The way to ensure your color is to test samples across the media you intend on displaying in (if digital check on multiple monitors), then adjust. No middle process can eliminate this.
>>2790666
>I don't need to purchase a separate calibration tool for this monitor do I?
If you want it calibrated correctly, yes, you do.
>>2790669
Which really doesn't matter, so the answer is no, you don't need to buy anything extra
>>2790669
How necessary is that though? Like previous posts suggest- it doesn't matter TOO much since a lot of people will be viewing on consumer monitors and I'm not a massive pro nor am i doing prints~ but I'm concerned about the original state it will arrive in - uncalibrated- does that mean it will look like dogshit or is it pretty much fine-ish?
>>2790671
Just go through the setup by eye.
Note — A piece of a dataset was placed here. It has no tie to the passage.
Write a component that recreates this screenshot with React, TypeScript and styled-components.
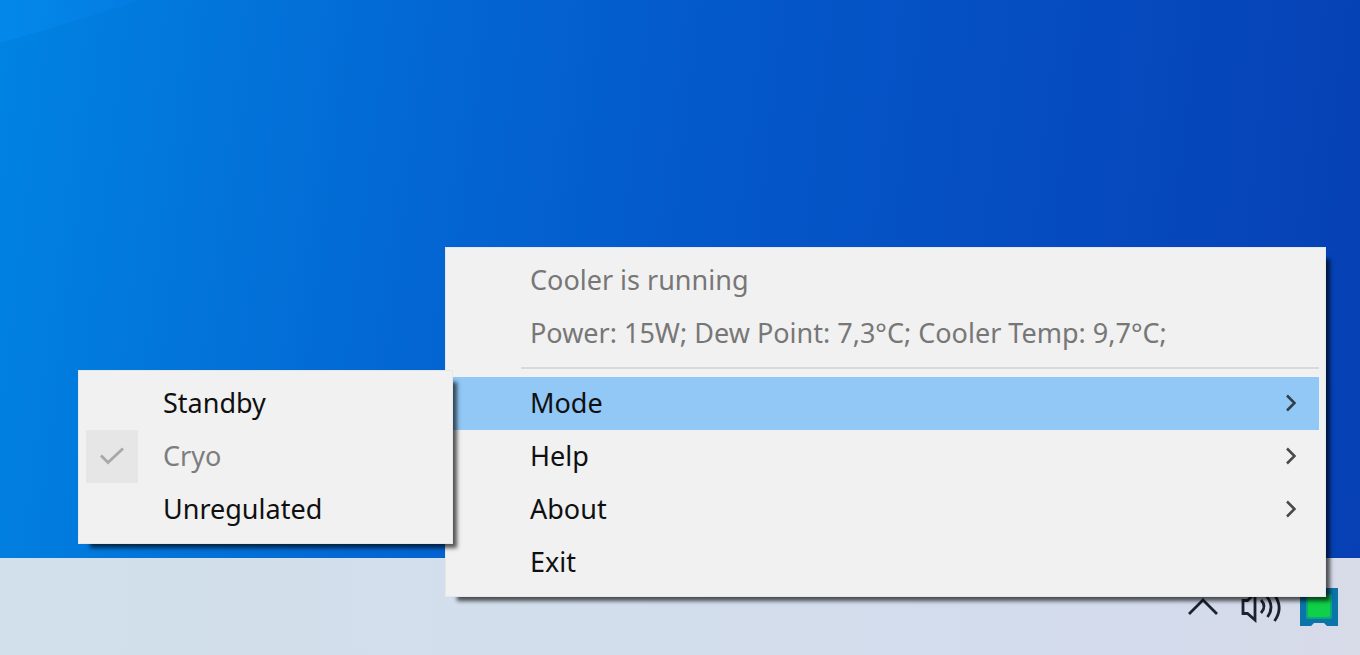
import React from "react";
import styled, { createGlobalStyle } from "styled-components";

const GlobalStyle = createGlobalStyle`
  *, *::before, *::after { box-sizing: border-box; }
  body {
    margin: 0;
    font-family: "Noto Sans", "Open Sans", sans-serif;
    font-size: 27px;
    line-height: 36px;
    color: #101010;
  }
`;

const Desktop = styled.div`
  display: flex;
  flex-direction: column;
  min-height: 100vh;
  overflow: hidden;
`;

const Wallpaper = styled.main`
  flex: 1;
  background: linear-gradient(
    97deg,
    #0083e2 0%,
    #0276db 14%,
    #0366d2 32%,
    #0459ca 50%,
    #054cc0 75%,
    #0640b4 100%
  );
`;

const LightBeam = styled.svg`
  display: block;
  width: 140px;
  height: 44px;
`;

const Taskbar = styled.footer`
  position: relative;
  display: flex;
  align-items: center;
  justify-content: flex-end;
  height: 97px;
  padding-right: 22px;
  background: linear-gradient(90deg, #d1e0eb 0%, #d3deec 45%, #d3dbec 85%, #d8dbe8 100%);
`;

const TrayButton = styled.button<{ $gap?: number }>`
  display: flex;
  padding: 0;
  margin-left: ${(p) => p.$gap ?? 0}px;
  border: 0;
  background: none;
  color: #1b2230;
`;

const MenuPanel = styled.ul`
  position: absolute;
  margin: 0;
  padding: 6px 6px 7px 7px;
  list-style: none;
  background: #f1f1f1;
  border: 1px solid #e4e8ec;
  box-shadow: 8px 8px 4px -4px rgba(0, 0, 0, 0.65);
`;

const ContextMenu = styled(MenuPanel)`
  right: 34px;
  bottom: 58px;
  min-width: 881px;
`;

const Submenu = styled(MenuPanel)`
  top: -7px;
  right: 100%;
  min-width: 375px;
`;

const Entry = styled.li`
  position: relative;
`;

const MenuItem = styled.button<{ $active?: boolean }>`
  display: flex;
  align-items: center;
  justify-content: space-between;
  width: 100%;
  height: 53px;
  padding: 0 21px 2px 77px;
  border: 0;
  font: inherit;
  text-align: left;
  white-space: nowrap;
  color: inherit;
  background: ${(p) => (p.$active ? "#91c8f6" : "transparent")};

  &:disabled {
    color: #777777;
  }
`;

const CheckItem = styled.label`
  display: flex;
  align-items: center;
  gap: 25px;
  height: 53px;
  color: #7d7d7d;
`;

const CheckSlot = styled.span`
  display: grid;
  place-items: center;
  width: 52px;
  height: 53px;
  background: #e6e6e6;

  > * {
    grid-area: 1 / 1;
  }
`;

const CheckText = styled.span`
  padding-bottom: 2px;
`;

const CheckInput = styled.input`
  appearance: none;
  width: 100%;
  height: 100%;
  margin: 0;
`;

const Separator = styled.li`
  height: 17px;
  padding: 7px 0 0 68px;

  &::before {
    content: "";
    display: block;
    height: 2px;
    background: #d9d9d9;
  }
`;

const Chevron = () => (
  <svg width="13" height="20" viewBox="0 0 13 20" fill="none" aria-hidden="true">
    <path d="M2 2.500 9.500 10 2 17.500" stroke="currentColor" strokeOpacity="0.75" strokeWidth="2.500" />
  </svg>
);

const CheckMark = () => (
  <svg width="26" height="20" viewBox="0 0 26 20" fill="none" aria-hidden="true">
    <path d="M2 8.500 9 15.500 24 1.500" stroke="#a8a8a8" strokeWidth="2.800" />
  </svg>
);

const CaretUp = () => (
  <svg width="32" height="20" viewBox="0 0 32 20" fill="none" aria-hidden="true">
    <path d="M2 17 16 3 30 17" stroke="currentColor" strokeWidth="2.800" />
  </svg>
);

const Speaker = () => (
  <svg width="42" height="32" viewBox="0 0 42 32" fill="none" stroke="currentColor" strokeWidth="2.800" aria-hidden="true">
    <path d="M3 9.500H7.500L15 2V29L7.500 22.500H3Z" />
    <path d="M21 9Q27 15.500 21 22" />
    <path d="M26.500 5Q35 15.500 27.500 26" />
    <path d="M33 2Q44.500 16 34.500 30" />
  </svg>
);

const CoolerIcon = () => (
  <svg width="38" height="40" viewBox="0 0 38 40" aria-hidden="true">
    <path d="M0 1H38V39H27L24 36H14L11 39H0Z" fill="#0c75a8" />
    <rect x="6" y="7" width="26" height="25" rx="2" fill="#0aa780" />
    <rect x="8" y="9" width="22" height="21" rx="2" fill="#10cf48" />
  </svg>
);

export default function App() {
  return (
    <Desktop>
      <GlobalStyle />
      <Wallpaper>
        <LightBeam viewBox="0 0 140 44" aria-hidden="true">
          <defs>
            <linearGradient id="beam" x1="0" y1="0" x2="1" y2="0">
              <stop offset="0" stopColor="#058cf0" stopOpacity="0.6" />
              <stop offset="1" stopColor="#0a80ea" stopOpacity="0.3" />
            </linearGradient>
          </defs>
          <path d="M0 0H140Q60 26 0 43Z" fill="url(#beam)" />
        </LightBeam>
      </Wallpaper>
      <Taskbar>
        <TrayButton aria-label="Show hidden icons">
          <CaretUp />
        </TrayButton>
        <TrayButton $gap={21} aria-label="Volume">
          <Speaker />
        </TrayButton>
        <TrayButton $gap={18} aria-label="Cooler">
          <CoolerIcon />
        </TrayButton>
        <ContextMenu>
          <Entry>
            <MenuItem disabled>Cooler is running</MenuItem>
          </Entry>
          <Entry>
            <MenuItem disabled>Power: 15W; Dew Point: 7,3°C; Cooler Temp: 9,7°C;</MenuItem>
          </Entry>
          <Separator role="separator" />
          <Entry>
            <MenuItem $active aria-haspopup="true" aria-expanded="true">
              Mode
              <Chevron />
            </MenuItem>
            <Submenu>
              <Entry>
                <MenuItem>Standby</MenuItem>
              </Entry>
              <Entry>
                <CheckItem>
                  <CheckSlot>
                    <CheckInput type="checkbox" defaultChecked disabled />
                    <CheckMark />
                  </CheckSlot>
                  <CheckText>Cryo</CheckText>
                </CheckItem>
              </Entry>
              <Entry>
                <MenuItem>Unregulated</MenuItem>
              </Entry>
            </Submenu>
          </Entry>
          <Entry>
            <MenuItem aria-haspopup="true">
              Help
              <Chevron />
            </MenuItem>
          </Entry>
          <Entry>
            <MenuItem aria-haspopup="true">
              About
              <Chevron />
            </MenuItem>
          </Entry>
          <Entry>
            <MenuItem>Exit</MenuItem>
          </Entry>
        </ContextMenu>
      </Taskbar>
    </Desktop>
  );
}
Then compare photos on it to your cell phone. That'll be good enough.
>>2790671
Not particularly necessary. I'm the one who told you why it's pretty lame. But if you want calibration, you'll have to buy it separately (worth mentioning (sort of) because some high end screens come with internal calibration tools, and this unit does not)
Were I you, I'd wait to try to find a used Spyder Express on ebay somewhere for less than $75, buy it, use it once, and then sell it for $80.
>>2790707
Congratulations! It's a good feeling. Hope you can do some good work with it!